What you are asked to do
Say how many lines of the material below contain the word "Tailwind", with no other words.

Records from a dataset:
☆ ☆ ☆ ☆ ☆
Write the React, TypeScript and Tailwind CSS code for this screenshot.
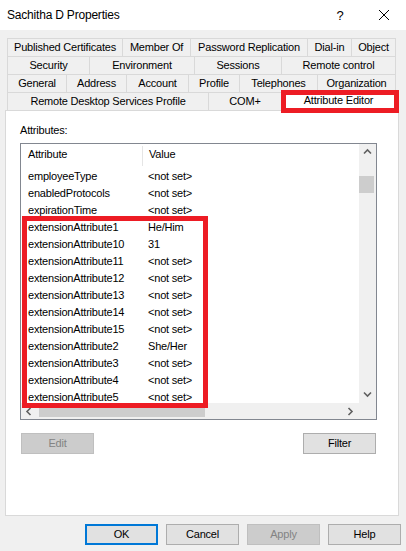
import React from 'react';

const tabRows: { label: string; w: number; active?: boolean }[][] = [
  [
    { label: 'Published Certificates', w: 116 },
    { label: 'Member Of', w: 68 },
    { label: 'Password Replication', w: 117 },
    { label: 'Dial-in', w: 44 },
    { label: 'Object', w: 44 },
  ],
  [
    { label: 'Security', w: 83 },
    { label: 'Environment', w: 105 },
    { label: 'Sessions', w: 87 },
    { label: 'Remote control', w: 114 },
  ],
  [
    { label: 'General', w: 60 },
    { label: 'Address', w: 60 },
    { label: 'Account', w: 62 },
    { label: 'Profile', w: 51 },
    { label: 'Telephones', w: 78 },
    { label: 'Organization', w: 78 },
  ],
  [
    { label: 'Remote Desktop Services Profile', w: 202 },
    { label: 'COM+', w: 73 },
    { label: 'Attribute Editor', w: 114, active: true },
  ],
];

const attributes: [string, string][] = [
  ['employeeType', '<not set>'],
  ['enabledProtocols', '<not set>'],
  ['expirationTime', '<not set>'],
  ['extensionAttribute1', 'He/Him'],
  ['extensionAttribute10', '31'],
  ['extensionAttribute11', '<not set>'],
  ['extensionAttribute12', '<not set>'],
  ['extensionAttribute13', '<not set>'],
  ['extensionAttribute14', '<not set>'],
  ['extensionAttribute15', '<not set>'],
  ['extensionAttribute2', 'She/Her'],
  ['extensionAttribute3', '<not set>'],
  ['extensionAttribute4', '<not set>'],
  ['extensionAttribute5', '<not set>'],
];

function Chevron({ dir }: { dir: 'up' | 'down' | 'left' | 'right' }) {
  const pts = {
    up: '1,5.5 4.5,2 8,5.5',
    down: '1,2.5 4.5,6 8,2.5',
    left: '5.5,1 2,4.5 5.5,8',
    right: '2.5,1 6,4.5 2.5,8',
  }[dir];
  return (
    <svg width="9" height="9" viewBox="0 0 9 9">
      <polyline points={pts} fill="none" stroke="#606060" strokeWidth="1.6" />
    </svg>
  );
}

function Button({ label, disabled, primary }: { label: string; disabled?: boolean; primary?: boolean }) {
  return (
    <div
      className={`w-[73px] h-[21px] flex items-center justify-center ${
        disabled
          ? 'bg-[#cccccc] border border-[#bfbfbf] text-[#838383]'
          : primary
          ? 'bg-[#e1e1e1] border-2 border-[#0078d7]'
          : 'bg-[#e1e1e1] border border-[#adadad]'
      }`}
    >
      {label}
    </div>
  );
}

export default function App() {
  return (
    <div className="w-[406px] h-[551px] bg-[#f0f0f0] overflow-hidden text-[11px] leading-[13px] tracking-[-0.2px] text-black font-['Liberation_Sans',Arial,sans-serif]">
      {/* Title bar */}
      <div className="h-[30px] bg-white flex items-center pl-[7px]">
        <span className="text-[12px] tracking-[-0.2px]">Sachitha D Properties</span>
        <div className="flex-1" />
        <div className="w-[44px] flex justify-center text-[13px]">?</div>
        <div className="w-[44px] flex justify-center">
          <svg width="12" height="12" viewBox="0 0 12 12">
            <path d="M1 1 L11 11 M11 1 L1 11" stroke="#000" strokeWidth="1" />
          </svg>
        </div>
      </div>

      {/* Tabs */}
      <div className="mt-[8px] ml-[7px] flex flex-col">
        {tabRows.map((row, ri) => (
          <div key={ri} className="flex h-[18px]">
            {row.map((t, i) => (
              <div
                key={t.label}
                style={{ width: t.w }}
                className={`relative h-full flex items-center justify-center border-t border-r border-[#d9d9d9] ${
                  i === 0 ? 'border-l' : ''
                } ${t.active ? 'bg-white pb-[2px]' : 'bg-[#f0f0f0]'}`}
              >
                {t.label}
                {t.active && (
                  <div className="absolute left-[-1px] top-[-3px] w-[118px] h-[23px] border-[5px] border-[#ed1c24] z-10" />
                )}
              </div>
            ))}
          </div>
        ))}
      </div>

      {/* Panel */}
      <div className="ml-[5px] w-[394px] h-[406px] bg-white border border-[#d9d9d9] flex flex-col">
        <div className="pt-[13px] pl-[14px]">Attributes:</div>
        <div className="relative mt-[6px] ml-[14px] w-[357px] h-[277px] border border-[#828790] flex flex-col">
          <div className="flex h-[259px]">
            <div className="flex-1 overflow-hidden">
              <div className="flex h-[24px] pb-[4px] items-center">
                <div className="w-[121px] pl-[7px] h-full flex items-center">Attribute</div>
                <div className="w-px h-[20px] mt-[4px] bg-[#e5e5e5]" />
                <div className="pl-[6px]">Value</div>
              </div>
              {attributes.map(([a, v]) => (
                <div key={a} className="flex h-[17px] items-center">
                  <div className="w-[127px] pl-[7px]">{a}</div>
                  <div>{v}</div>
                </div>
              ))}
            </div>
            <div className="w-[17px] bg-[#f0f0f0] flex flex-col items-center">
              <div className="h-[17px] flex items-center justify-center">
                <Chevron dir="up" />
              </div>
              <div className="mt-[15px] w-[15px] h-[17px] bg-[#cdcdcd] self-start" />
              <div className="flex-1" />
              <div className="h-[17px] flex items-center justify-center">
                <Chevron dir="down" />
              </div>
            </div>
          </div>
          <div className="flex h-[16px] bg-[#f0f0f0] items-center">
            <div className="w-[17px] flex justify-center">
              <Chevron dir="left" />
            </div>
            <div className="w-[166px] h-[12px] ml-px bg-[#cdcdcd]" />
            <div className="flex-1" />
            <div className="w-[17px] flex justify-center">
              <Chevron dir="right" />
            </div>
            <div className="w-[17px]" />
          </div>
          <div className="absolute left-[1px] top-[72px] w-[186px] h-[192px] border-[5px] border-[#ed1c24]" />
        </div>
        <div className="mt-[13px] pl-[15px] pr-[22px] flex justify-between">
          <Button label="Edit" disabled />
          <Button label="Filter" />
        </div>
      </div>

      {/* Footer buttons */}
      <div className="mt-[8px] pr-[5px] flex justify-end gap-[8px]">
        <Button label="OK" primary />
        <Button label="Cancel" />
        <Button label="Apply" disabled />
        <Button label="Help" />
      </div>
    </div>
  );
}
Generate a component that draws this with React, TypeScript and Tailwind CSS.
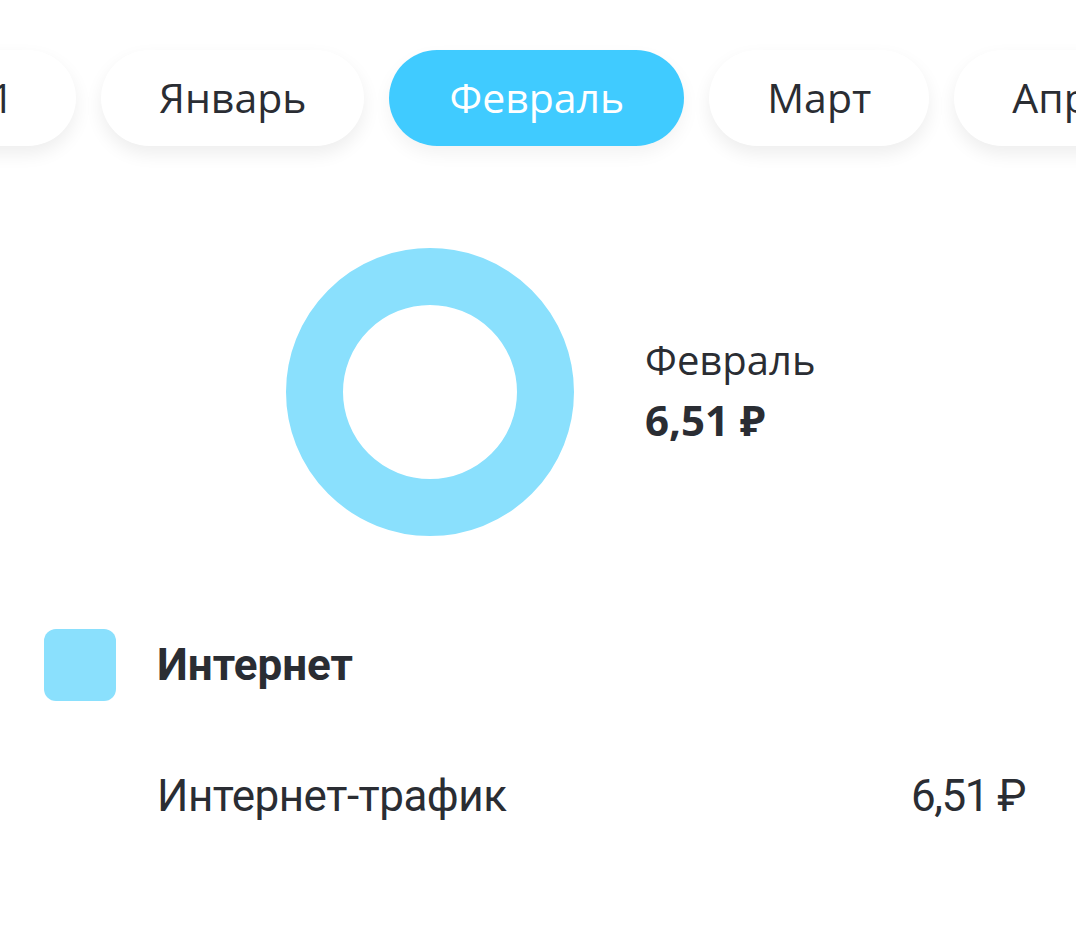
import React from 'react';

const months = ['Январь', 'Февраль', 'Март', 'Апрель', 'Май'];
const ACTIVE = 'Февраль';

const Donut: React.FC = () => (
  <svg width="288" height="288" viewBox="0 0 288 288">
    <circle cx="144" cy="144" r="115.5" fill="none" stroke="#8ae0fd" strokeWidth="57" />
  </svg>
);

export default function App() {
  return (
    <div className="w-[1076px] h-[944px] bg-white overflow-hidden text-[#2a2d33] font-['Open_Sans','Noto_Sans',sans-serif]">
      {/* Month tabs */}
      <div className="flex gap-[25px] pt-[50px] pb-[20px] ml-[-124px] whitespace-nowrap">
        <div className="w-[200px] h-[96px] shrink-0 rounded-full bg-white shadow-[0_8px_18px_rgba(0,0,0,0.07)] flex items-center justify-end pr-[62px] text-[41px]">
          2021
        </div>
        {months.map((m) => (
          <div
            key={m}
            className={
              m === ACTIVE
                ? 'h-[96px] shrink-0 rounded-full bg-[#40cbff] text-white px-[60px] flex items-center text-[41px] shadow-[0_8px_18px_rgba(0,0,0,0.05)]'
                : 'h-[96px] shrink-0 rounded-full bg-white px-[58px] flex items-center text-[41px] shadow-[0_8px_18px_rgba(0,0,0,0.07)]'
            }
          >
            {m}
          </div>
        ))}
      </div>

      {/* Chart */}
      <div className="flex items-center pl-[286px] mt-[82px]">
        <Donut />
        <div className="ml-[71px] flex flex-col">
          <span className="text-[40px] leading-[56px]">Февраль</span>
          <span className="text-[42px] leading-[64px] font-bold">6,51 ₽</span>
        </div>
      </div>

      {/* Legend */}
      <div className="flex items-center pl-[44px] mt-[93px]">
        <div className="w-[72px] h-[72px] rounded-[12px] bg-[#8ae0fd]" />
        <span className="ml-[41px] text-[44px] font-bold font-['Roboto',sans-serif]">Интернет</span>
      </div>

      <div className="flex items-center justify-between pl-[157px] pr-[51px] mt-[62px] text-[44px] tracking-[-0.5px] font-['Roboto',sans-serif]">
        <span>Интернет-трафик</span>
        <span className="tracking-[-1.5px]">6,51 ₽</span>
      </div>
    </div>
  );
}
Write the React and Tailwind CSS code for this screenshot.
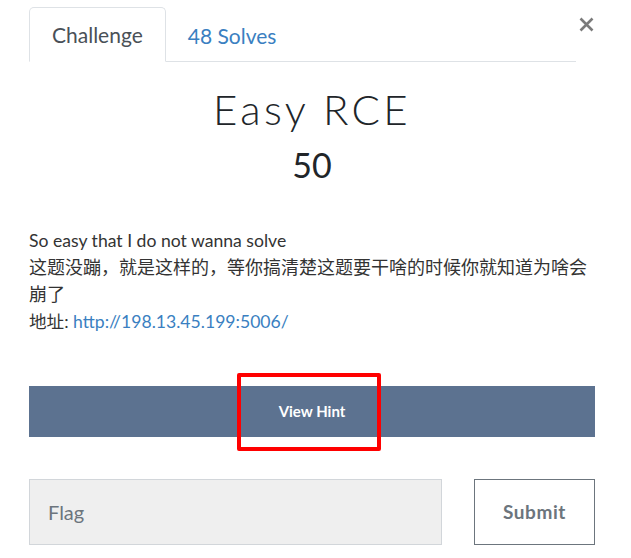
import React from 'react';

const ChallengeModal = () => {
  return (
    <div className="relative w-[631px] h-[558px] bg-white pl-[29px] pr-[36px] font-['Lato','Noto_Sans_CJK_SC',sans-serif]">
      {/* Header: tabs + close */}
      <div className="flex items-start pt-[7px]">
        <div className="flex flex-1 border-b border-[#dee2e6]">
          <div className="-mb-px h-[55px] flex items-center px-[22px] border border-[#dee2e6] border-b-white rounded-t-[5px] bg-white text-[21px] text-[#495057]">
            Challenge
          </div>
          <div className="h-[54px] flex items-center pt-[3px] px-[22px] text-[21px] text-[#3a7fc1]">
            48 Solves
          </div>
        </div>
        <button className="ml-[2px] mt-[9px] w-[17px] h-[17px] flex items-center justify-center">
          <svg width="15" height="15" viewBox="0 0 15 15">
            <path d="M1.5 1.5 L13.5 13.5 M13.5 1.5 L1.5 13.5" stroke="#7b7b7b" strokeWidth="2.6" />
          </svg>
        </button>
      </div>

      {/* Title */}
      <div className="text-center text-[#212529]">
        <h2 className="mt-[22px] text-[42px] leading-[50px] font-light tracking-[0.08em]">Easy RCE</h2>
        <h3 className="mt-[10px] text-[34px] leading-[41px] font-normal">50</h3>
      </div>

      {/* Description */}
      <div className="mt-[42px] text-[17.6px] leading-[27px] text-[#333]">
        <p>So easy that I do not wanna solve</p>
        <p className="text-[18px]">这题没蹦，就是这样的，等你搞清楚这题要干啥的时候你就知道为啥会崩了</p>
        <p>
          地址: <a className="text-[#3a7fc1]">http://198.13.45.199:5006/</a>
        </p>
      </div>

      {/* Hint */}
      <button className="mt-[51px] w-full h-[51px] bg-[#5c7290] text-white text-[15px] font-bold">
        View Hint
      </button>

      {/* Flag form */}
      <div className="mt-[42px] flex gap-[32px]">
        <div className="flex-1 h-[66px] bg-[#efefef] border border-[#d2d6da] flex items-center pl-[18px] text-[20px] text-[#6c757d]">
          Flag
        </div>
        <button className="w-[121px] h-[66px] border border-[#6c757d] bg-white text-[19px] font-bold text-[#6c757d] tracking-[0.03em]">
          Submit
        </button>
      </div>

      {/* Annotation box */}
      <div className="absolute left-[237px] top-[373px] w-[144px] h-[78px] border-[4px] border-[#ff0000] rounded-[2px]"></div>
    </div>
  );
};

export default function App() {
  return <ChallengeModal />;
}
☆ ☆ ☆ ☆ ☆
Response to the task
3